## Start

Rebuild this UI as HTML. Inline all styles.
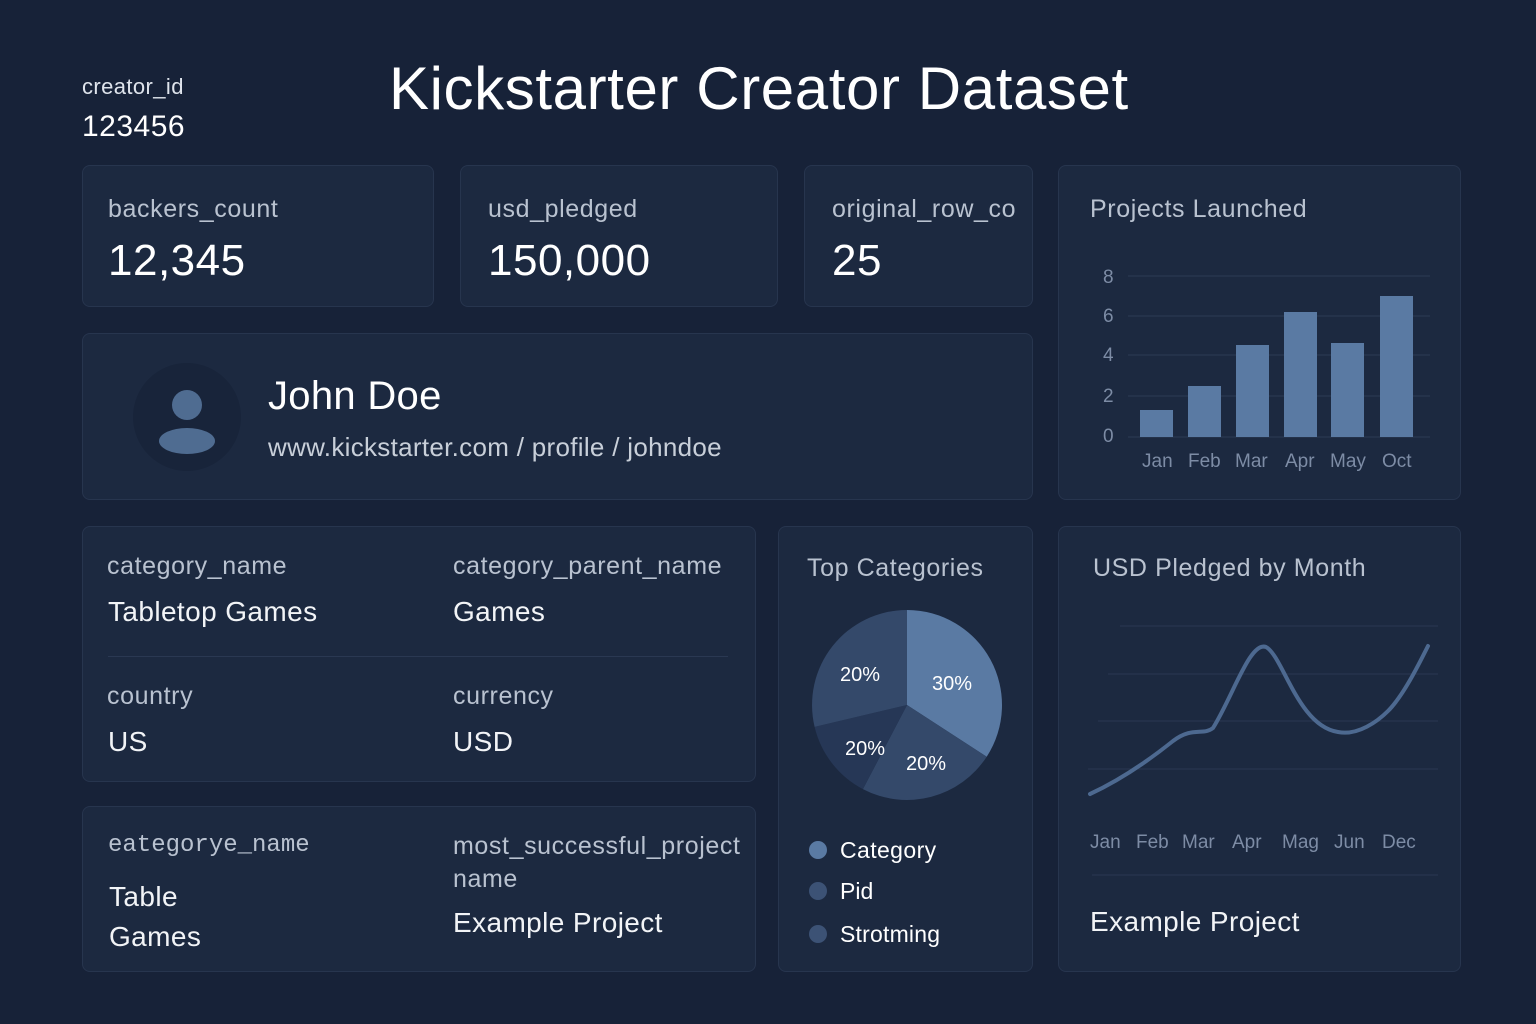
<!DOCTYPE html><html><head><meta charset="utf-8"><style>
*{margin:0;padding:0;box-sizing:border-box}
body{width:1536px;height:1024px;background:#172238;font-family:"Liberation Sans","DejaVu Sans",sans-serif;position:relative;overflow:hidden;color:#fff}
.c{position:absolute;background:#1c2940;border:1px solid #27354e;border-radius:8px}
.t{position:absolute;white-space:nowrap}
.l{color:#b9c2d0;font-size:25px;letter-spacing:0.6px}
.v{color:#fff;font-size:44px;letter-spacing:0.5px}
.m{color:#f2f4f7;font-size:28px;letter-spacing:0.4px}
.ax{color:#7d8ca5;font-size:19px}
</style></head><body>
<div class="t" style="left:82px;top:74px;font-size:22px;color:#dfe4ec;letter-spacing:0.4px">creator_id</div>
<div class="t" style="left:82px;top:110px;font-size:30px;color:#fff;letter-spacing:0.5px">123456</div>
<div class="t" style="left:389px;top:54px;font-size:60px;color:#fff;letter-spacing:0.6px">Kickstarter Creator Dataset</div>

<div class="c" style="left:82px;top:165px;width:352px;height:142px"></div>
<div class="t l" style="left:108px;top:195px">backers_count</div>
<div class="t v" style="left:108px;top:236px">12,345</div>
<div class="c" style="left:460px;top:165px;width:318px;height:142px"></div>
<div class="t l" style="left:488px;top:195px">usd_pledged</div>
<div class="t v" style="left:488px;top:236px">150,000</div>
<div class="c" style="left:804px;top:165px;width:229px;height:142px;overflow:hidden"><div class="t l" style="left:27px;top:29px">original_row_co</div><div class="t v" style="left:27px;top:70px">25</div></div>

<div class="c" style="left:1058px;top:165px;width:403px;height:335px"></div>
<div class="t l" style="left:1090px;top:195px">Projects Launched</div>
<svg style="position:absolute;left:1058px;top:165px" width="403" height="335">
<g stroke="#2c3a54" stroke-width="1"><line x1="70" y1="111" x2="372" y2="111"/><line x1="70" y1="151" x2="372" y2="151"/><line x1="70" y1="190" x2="372" y2="190"/><line x1="70" y1="231" x2="372" y2="231"/><line x1="70" y1="272" x2="372" y2="272"/></g>
<g fill="#5a7aa3"><rect x="82" y="245" width="33" height="27"/><rect x="130" y="221" width="33" height="51"/><rect x="178" y="180" width="33" height="92"/><rect x="226" y="147" width="33" height="125"/><rect x="273" y="178" width="33" height="94"/><rect x="322" y="131" width="33" height="141"/></g>
</svg>
<div class="t ax" style="left:1103px;top:267px">8</div><div class="t ax" style="left:1103px;top:306px">6</div><div class="t ax" style="left:1103px;top:345px">4</div><div class="t ax" style="left:1103px;top:386px">2</div><div class="t ax" style="left:1103px;top:426px">0</div>
<div class="t ax" style="left:1142px;top:451px">Jan</div><div class="t ax" style="left:1188px;top:451px">Feb</div><div class="t ax" style="left:1235px;top:451px">Mar</div><div class="t ax" style="left:1285px;top:451px">Apr</div><div class="t ax" style="left:1330px;top:451px">May</div><div class="t ax" style="left:1382px;top:451px">Oct</div>

<div class="c" style="left:82px;top:333px;width:951px;height:167px"></div>
<svg style="position:absolute;left:132px;top:362px" width="110" height="110"><circle cx="55" cy="55" r="54" fill="#18243a"/><circle cx="55" cy="43" r="15" fill="#4f6c91"/><ellipse cx="55" cy="79" rx="28" ry="13" fill="#4f6c91"/></svg>
<div class="t" style="left:268px;top:374px;font-size:40px;color:#fff;letter-spacing:0.3px">John Doe</div>
<div class="t" style="left:268px;top:432px;font-size:26px;color:#c8cfd9;letter-spacing:0.3px">www.kickstarter.com / profile / johndoe</div>

<div class="c" style="left:82px;top:526px;width:674px;height:256px"></div>
<div style="position:absolute;left:108px;top:656px;width:620px;height:1px;background:#2a3852"></div>
<div class="t l" style="left:107px;top:552px">category_name</div>
<div class="t m" style="left:108px;top:596px">Tabletop Games</div>
<div class="t l" style="left:453px;top:552px">category_parent_name</div>
<div class="t m" style="left:453px;top:596px">Games</div>
<div class="t l" style="left:107px;top:682px">country</div>
<div class="t m" style="left:108px;top:726px">US</div>
<div class="t l" style="left:453px;top:682px">currency</div>
<div class="t m" style="left:453px;top:726px">USD</div>

<div class="c" style="left:82px;top:806px;width:674px;height:166px"></div>
<div class="t l" style="left:108px;top:832px;font-family:'Liberation Mono',monospace;font-size:24px;letter-spacing:0">eategorye_name</div>
<div class="t m" style="left:109px;top:877px;line-height:40px">Table<br>Games</div>
<div class="t l" style="left:453px;top:830px;line-height:33px">most_successful_project<br>name</div>
<div class="t m" style="left:453px;top:907px">Example Project</div>

<div class="c" style="left:778px;top:526px;width:255px;height:446px"></div>
<div class="t l" style="left:807px;top:554px">Top Categories</div>
<svg style="position:absolute;left:778px;top:526px" width="255" height="446">
<g transform="translate(129,179)">
<path d="M0 0 L0 -95 A95 95 0 0 1 79.7 51.7 Z" fill="#5a7aa3"/>
<path d="M0 0 L79.7 51.7 A95 95 0 0 1 -44.1 84.1 Z" fill="#34496a"/>
<path d="M0 0 L-44.1 84.1 A95 95 0 0 1 -92.4 21.9 Z" fill="#263756"/>
<path d="M0 0 L-92.4 21.9 A95 95 0 0 1 0 -95 Z" fill="#34496a"/>
</g>
<circle cx="40" cy="324" r="9" fill="#5a7aa3"/><circle cx="40" cy="365" r="9" fill="#3c5275"/><circle cx="40" cy="408" r="9" fill="#3c5275"/>
</svg>
<div class="t" style="left:840px;top:664px;font-size:20px">20%</div>
<div class="t" style="left:932px;top:673px;font-size:20px">30%</div>
<div class="t" style="left:845px;top:738px;font-size:20px">20%</div>
<div class="t" style="left:906px;top:753px;font-size:20px">20%</div>
<div class="t" style="left:840px;top:837px;font-size:23px;letter-spacing:0.4px">Category</div>
<div class="t" style="left:840px;top:878px;font-size:23px">Pid</div>
<div class="t" style="left:840px;top:921px;font-size:23px;letter-spacing:0.2px">Strotming</div>

<div class="c" style="left:1058px;top:526px;width:403px;height:446px"></div>
<div class="t l" style="left:1093px;top:554px">USD Pledged by Month</div>
<svg style="position:absolute;left:1058px;top:526px" width="403" height="446">
<g stroke="#2a3852" stroke-width="1"><line x1="62" y1="100" x2="380" y2="100"/><line x1="50" y1="148" x2="380" y2="148"/><line x1="40" y1="195" x2="380" y2="195"/><line x1="30" y1="243" x2="380" y2="243"/><line x1="34" y1="349" x2="380" y2="349"/></g>
<path d="M32 268 C60 255 90 235 115 215 C135 200 145 210 155 202 C175 170 192 115 208 121 C225 130 240 200 280 206 C300 210 320 195 330 185 C345 170 360 140 370 120" fill="none" stroke="#4d6990" stroke-width="4" stroke-linecap="round"/>
</svg>
<div class="t ax" style="left:1090px;top:832px">Jan</div><div class="t ax" style="left:1136px;top:832px">Feb</div><div class="t ax" style="left:1182px;top:832px">Mar</div><div class="t ax" style="left:1232px;top:832px">Apr</div><div class="t ax" style="left:1282px;top:832px">Mag</div><div class="t ax" style="left:1334px;top:832px">Jun</div><div class="t ax" style="left:1382px;top:832px">Dec</div>
<div class="t m" style="left:1090px;top:906px">Example Project</div>
</body></html>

## End

▸ **DIRECTIONS**:
Quote the material word for word, dropping any images it holds.

▸ **REPLY TO THE TASK**:
Rebuild this UI as HTML. Inline all styles.
<!DOCTYPE html><html><head><meta charset="utf-8"><style>
*{margin:0;padding:0;box-sizing:border-box}
body{width:1536px;height:1024px;background:#172238;font-family:"Liberation Sans","DejaVu Sans",sans-serif;position:relative;overflow:hidden;color:#fff}
.c{position:absolute;background:#1c2940;border:1px solid #27354e;border-radius:8px}
.t{position:absolute;white-space:nowrap}
.l{color:#b9c2d0;font-size:25px;letter-spacing:0.6px}
.v{color:#fff;font-size:44px;letter-spacing:0.5px}
.m{color:#f2f4f7;font-size:28px;letter-spacing:0.4px}
.ax{color:#7d8ca5;font-size:19px}
</style></head><body>
<div class="t" style="left:82px;top:74px;font-size:22px;color:#dfe4ec;letter-spacing:0.4px">creator_id</div>
<div class="t" style="left:82px;top:110px;font-size:30px;color:#fff;letter-spacing:0.5px">123456</div>
<div class="t" style="left:389px;top:54px;font-size:60px;color:#fff;letter-spacing:0.6px">Kickstarter Creator Dataset</div>

<div class="c" style="left:82px;top:165px;width:352px;height:142px"></div>
<div class="t l" style="left:108px;top:195px">backers_count</div>
<div class="t v" style="left:108px;top:236px">12,345</div>
<div class="c" style="left:460px;top:165px;width:318px;height:142px"></div>
<div class="t l" style="left:488px;top:195px">usd_pledged</div>
<div class="t v" style="left:488px;top:236px">150,000</div>
<div class="c" style="left:804px;top:165px;width:229px;height:142px;overflow:hidden"><div class="t l" style="left:27px;top:29px">original_row_co</div><div class="t v" style="left:27px;top:70px">25</div></div>

<div class="c" style="left:1058px;top:165px;width:403px;height:335px"></div>
<div class="t l" style="left:1090px;top:195px">Projects Launched</div>
<svg style="position:absolute;left:1058px;top:165px" width="403" height="335">
<g stroke="#2c3a54" stroke-width="1"><line x1="70" y1="111" x2="372" y2="111"/><line x1="70" y1="151" x2="372" y2="151"/><line x1="70" y1="190" x2="372" y2="190"/><line x1="70" y1="231" x2="372" y2="231"/><line x1="70" y1="272" x2="372" y2="272"/></g>
<g fill="#5a7aa3"><rect x="82" y="245" width="33" height="27"/><rect x="130" y="221" width="33" height="51"/><rect x="178" y="180" width="33" height="92"/><rect x="226" y="147" width="33" height="125"/><rect x="273" y="178" width="33" height="94"/><rect x="322" y="131" width="33" height="141"/></g>
</svg>
<div class="t ax" style="left:1103px;top:267px">8</div><div class="t ax" style="left:1103px;top:306px">6</div><div class="t ax" style="left:1103px;top:345px">4</div><div class="t ax" style="left:1103px;top:386px">2</div><div class="t ax" style="left:1103px;top:426px">0</div>
<div class="t ax" style="left:1142px;top:451px">Jan</div><div class="t ax" style="left:1188px;top:451px">Feb</div><div class="t ax" style="left:1235px;top:451px">Mar</div><div class="t ax" style="left:1285px;top:451px">Apr</div><div class="t ax" style="left:1330px;top:451px">May</div><div class="t ax" style="left:1382px;top:451px">Oct</div>

<div class="c" style="left:82px;top:333px;width:951px;height:167px"></div>
<svg style="position:absolute;left:132px;top:362px" width="110" height="110"><circle cx="55" cy="55" r="54" fill="#18243a"/><circle cx="55" cy="43" r="15" fill="#4f6c91"/><ellipse cx="55" cy="79" rx="28" ry="13" fill="#4f6c91"/></svg>
<div class="t" style="left:268px;top:374px;font-size:40px;color:#fff;letter-spacing:0.3px">John Doe</div>
<div class="t" style="left:268px;top:432px;font-size:26px;color:#c8cfd9;letter-spacing:0.3px">www.kickstarter.com / profile / johndoe</div>

<div class="c" style="left:82px;top:526px;width:674px;height:256px"></div>
<div style="position:absolute;left:108px;top:656px;width:620px;height:1px;background:#2a3852"></div>
<div class="t l" style="left:107px;top:552px">category_name</div>
<div class="t m" style="left:108px;top:596px">Tabletop Games</div>
<div class="t l" style="left:453px;top:552px">category_parent_name</div>
<div class="t m" style="left:453px;top:596px">Games</div>
<div class="t l" style="left:107px;top:682px">country</div>
<div class="t m" style="left:108px;top:726px">US</div>
<div class="t l" style="left:453px;top:682px">currency</div>
<div class="t m" style="left:453px;top:726px">USD</div>

<div class="c" style="left:82px;top:806px;width:674px;height:166px"></div>
<div class="t l" style="left:108px;top:832px;font-family:'Liberation Mono',monospace;font-size:24px;letter-spacing:0">eategorye_name</div>
<div class="t m" style="left:109px;top:877px;line-height:40px">Table<br>Games</div>
<div class="t l" style="left:453px;top:830px;line-height:33px">most_successful_project<br>name</div>
<div class="t m" style="left:453px;top:907px">Example Project</div>

<div class="c" style="left:778px;top:526px;width:255px;height:446px"></div>
<div class="t l" style="left:807px;top:554px">Top Categories</div>
<svg style="position:absolute;left:778px;top:526px" width="255" height="446">
<g transform="translate(129,179)">
<path d="M0 0 L0 -95 A95 95 0 0 1 79.7 51.7 Z" fill="#5a7aa3"/>
<path d="M0 0 L79.7 51.7 A95 95 0 0 1 -44.1 84.1 Z" fill="#34496a"/>
<path d="M0 0 L-44.1 84.1 A95 95 0 0 1 -92.4 21.9 Z" fill="#263756"/>
<path d="M0 0 L-92.4 21.9 A95 95 0 0 1 0 -95 Z" fill="#34496a"/>
</g>
<circle cx="40" cy="324" r="9" fill="#5a7aa3"/><circle cx="40" cy="365" r="9" fill="#3c5275"/><circle cx="40" cy="408" r="9" fill="#3c5275"/>
</svg>
<div class="t" style="left:840px;top:664px;font-size:20px">20%</div>
<div class="t" style="left:932px;top:673px;font-size:20px">30%</div>
<div class="t" style="left:845px;top:738px;font-size:20px">20%</div>
<div class="t" style="left:906px;top:753px;font-size:20px">20%</div>
<div class="t" style="left:840px;top:837px;font-size:23px;letter-spacing:0.4px">Category</div>
<div class="t" style="left:840px;top:878px;font-size:23px">Pid</div>
<div class="t" style="left:840px;top:921px;font-size:23px;letter-spacing:0.2px">Strotming</div>

<div class="c" style="left:1058px;top:526px;width:403px;height:446px"></div>
<div class="t l" style="left:1093px;top:554px">USD Pledged by Month</div>
<svg style="position:absolute;left:1058px;top:526px" width="403" height="446">
<g stroke="#2a3852" stroke-width="1"><line x1="62" y1="100" x2="380" y2="100"/><line x1="50" y1="148" x2="380" y2="148"/><line x1="40" y1="195" x2="380" y2="195"/><line x1="30" y1="243" x2="380" y2="243"/><line x1="34" y1="349" x2="380" y2="349"/></g>
<path d="M32 268 C60 255 90 235 115 215 C135 200 145 210 155 202 C175 170 192 115 208 121 C225 130 240 200 280 206 C300 210 320 195 330 185 C345 170 360 140 370 120" fill="none" stroke="#4d6990" stroke-width="4" stroke-linecap="round"/>
</svg>
<div class="t ax" style="left:1090px;top:832px">Jan</div><div class="t ax" style="left:1136px;top:832px">Feb</div><div class="t ax" style="left:1182px;top:832px">Mar</div><div class="t ax" style="left:1232px;top:832px">Apr</div><div class="t ax" style="left:1282px;top:832px">Mag</div><div class="t ax" style="left:1334px;top:832px">Jun</div><div class="t ax" style="left:1382px;top:832px">Dec</div>
<div class="t m" style="left:1090px;top:906px">Example Project</div>
</body></html>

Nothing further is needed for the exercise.